What could make this picture happen? Less than you may think. A combination of chance factors could do it. You could spend more than expected, the financial markets could slide into a prolonged decline, inflation could rise faster than expected, or some combination of the three could happen. Moreover, if you relied on constant investment returns and expenses through it all, and you kept the same investment mix and monthly withdrawal amount, you would have helped your own disaster along.

Suffice to say risk management neither begins nor ends with retirement. Your financial future at any age is too important to be left to chance or opinion. It requires a detailed analysis of your circumstances in a new way. The balance of this paper contains new risk analysis information that is not generally available to even the most astute banker, broker, or financial planner.

The Solution. Solving the probability of going broke during retirement begins by calculating a few statistics from your present assets. Specifically, you need to know your portfolio's overall risk and rate of return. Then you need to determine the range of inflation that is most likely to occur, and the amount you will need to withdraw from your assets to meet your expenses. These calculations are relatively routine and require no special skills. The next set of calculations, however, are not routine and require considerable skills.

Monte Carlo Simulation. The term "Monte Carlo" was introduced during World War II as a code name for simulation of problems associated with development of the atomic bomb. A few algorithms were used to generate random samples from different kinds of probability distributions. In so doing, a whole range of possible outcomes could be determined in advance. Then by altering the inputs, the probability of achieving the desired outcome was increased. In addition, the most sensitive inputs could be identified so that resources could be used to control them without wasting these same resources on other less important factors.

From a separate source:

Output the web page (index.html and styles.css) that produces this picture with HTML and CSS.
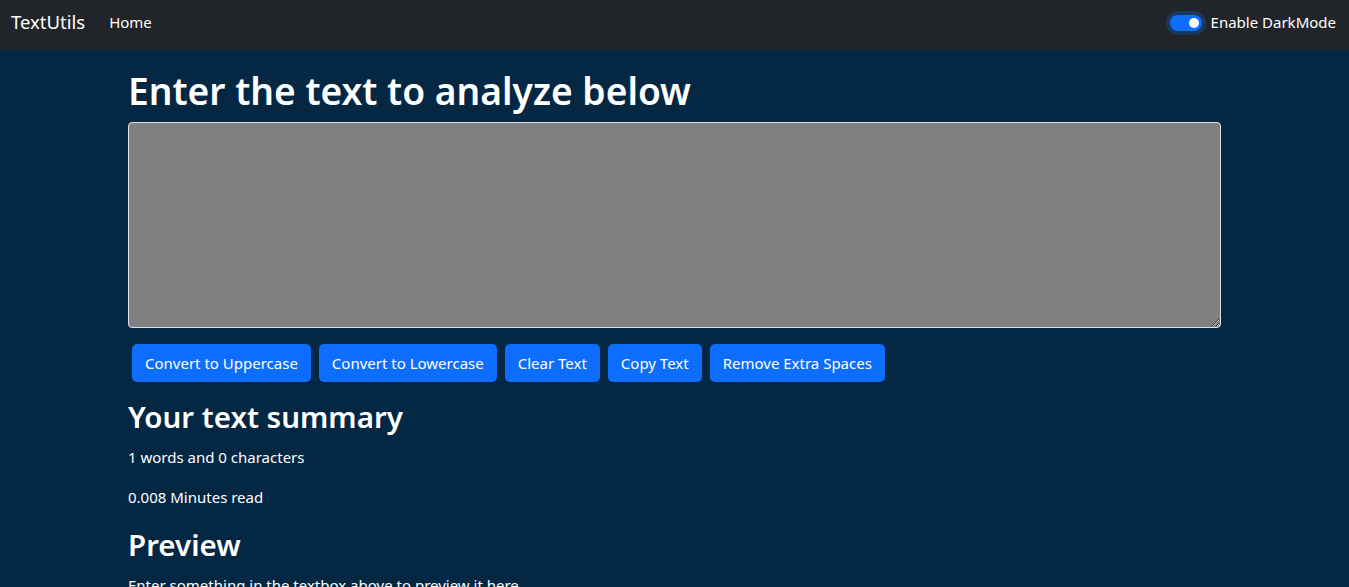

The same techniques can be used to control investment risk, but now there are more probability distributions, more sampling techniques, and much faster calculation speeds than were possible 55 years ago.

Finding the probability of a total loss of your investment funds means that we must simulate a large number of possible and potential futures. Specifically, we must identify the range of futures that could happen given your personal circumstances. In some, your assets will rise in value, in others they will hold their value, while in still others, they may fall. We can't pick our own future, but we can protect ourselves against the worst of the bunch. The purpose of simulation is to find out what the odds are of going broke, then reduce those odds to very low levels. We do that by creating a mix of assets in your portfolio such that the combination of risk level and withdrawal rate is most likely to keep your balance positive or growing indefinitely given the market's volatility and the probable inflation rate.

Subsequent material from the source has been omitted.